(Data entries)

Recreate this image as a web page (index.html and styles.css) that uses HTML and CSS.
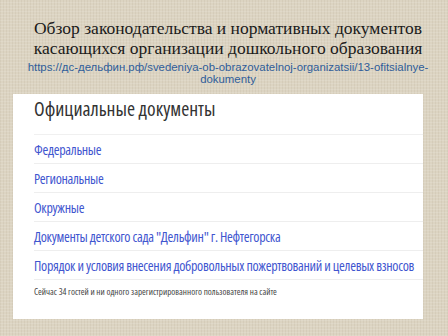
FILE: index.html
```html
<!DOCTYPE html>
<html lang="ru">
<head>
    <meta charset="UTF-8">
    <title>Официальные документы</title>
    <link rel="stylesheet" href="styles.css">
</head>
<body>
    <div class="slide">
        <div class="header">
            <h1>Обзор законодательства и нормативных документов<br>касающихся организации дошкольного образования</h1>
            <a class="source" href="#">https://дс-дельфин.рф/svedeniya-ob-obrazovatelnoj-organizatsii/13-ofitsialnye-<br>dokumenty</a>
        </div>

        <div class="panel">
            <h2>Официальные документы</h2>
            <ul class="doc-list">
                <li><a href="#">Федеральные</a></li>
                <li><a href="#">Региональные</a></li>
                <li><a href="#">Окружные</a></li>
                <li><a href="#">Документы детского сада "Дельфин" г. Нефтегорска</a></li>
                <li><a href="#">Порядок и условия внесения добровольных пожертвований и целевых взносов</a></li>
            </ul>
            <p class="online">Сейчас 34 гостей и ни одного зарегистрированного пользователя на сайте</p>
        </div>
    </div>
</body>
</html>
```

FILE: styles.css
```css
body {
    margin: 0;
    background-color: #dcd4c2;
}
.slide {
    width: 448px;
    height: 336px;
    overflow: hidden;
    background-color: #dcd4c2;
    background-image:
        repeating-linear-gradient(0deg, rgba(255,255,255,0.12) 0 1px, transparent 1px 3px),
        repeating-linear-gradient(90deg, rgba(120,100,70,0.07) 0 1px, transparent 1px 3px);
}
.header {
    padding: 18px 0 0 8px;
    height: 76px;
    text-align: center;
}
.header h1 {
    margin: 0;
    font-family: "Liberation Serif", "DejaVu Serif", serif;
    font-weight: normal;
    font-size: 17.5px;
    line-height: 20px;
    color: #1a1a1a;
}
.source {
    display: block;
    margin-top: 3px;
    font-family: "Liberation Sans", sans-serif;
    font-size: 11.4px;
    line-height: 12px;
    color: #2f5d9a;
    text-decoration: none;
}
.panel {
    margin-left: 13px;
    width: 389px;
    height: 225px;
    padding-left: 21px;
    background: white;
    font-family: "Open Sans", sans-serif;
    font-stretch: 75%;
}
.panel h2 {
    margin: 0;
    padding-top: 2px;
    height: 38px;
    font-size: 19.5px;
    font-weight: normal;
    line-height: 26px;
    color: #333;
    border-bottom: 1px solid #f0f0f0;
}
.doc-list {
    list-style: none;
    margin: 0;
    padding: 0;
}
.doc-list li {
    height: 28px;
    line-height: 28px;
    border-bottom: 1px solid #eee;
}
.doc-list a {
    font-size: 14px;
    letter-spacing: -0.3px;
    color: #3f56cf;
    text-decoration: none;
    white-space: nowrap;
}
.online {
    margin: 5px 0 0;
    font-size: 9.1px;
    color: #444;
}
```
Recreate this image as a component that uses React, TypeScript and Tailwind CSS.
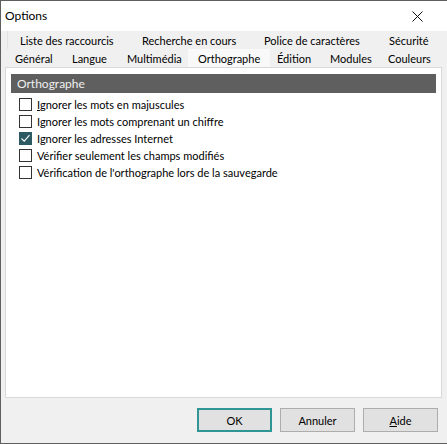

= TASK INSTRUCTIONS =
Which lines contain "that"? Show each of them.

= RESULT OF THE EXERCISE =
Recreate this image as a web page (index.html and styles.css) that uses HTML and CSS.
Recreate this image as a component that uses React, TypeScript and Tailwind CSS.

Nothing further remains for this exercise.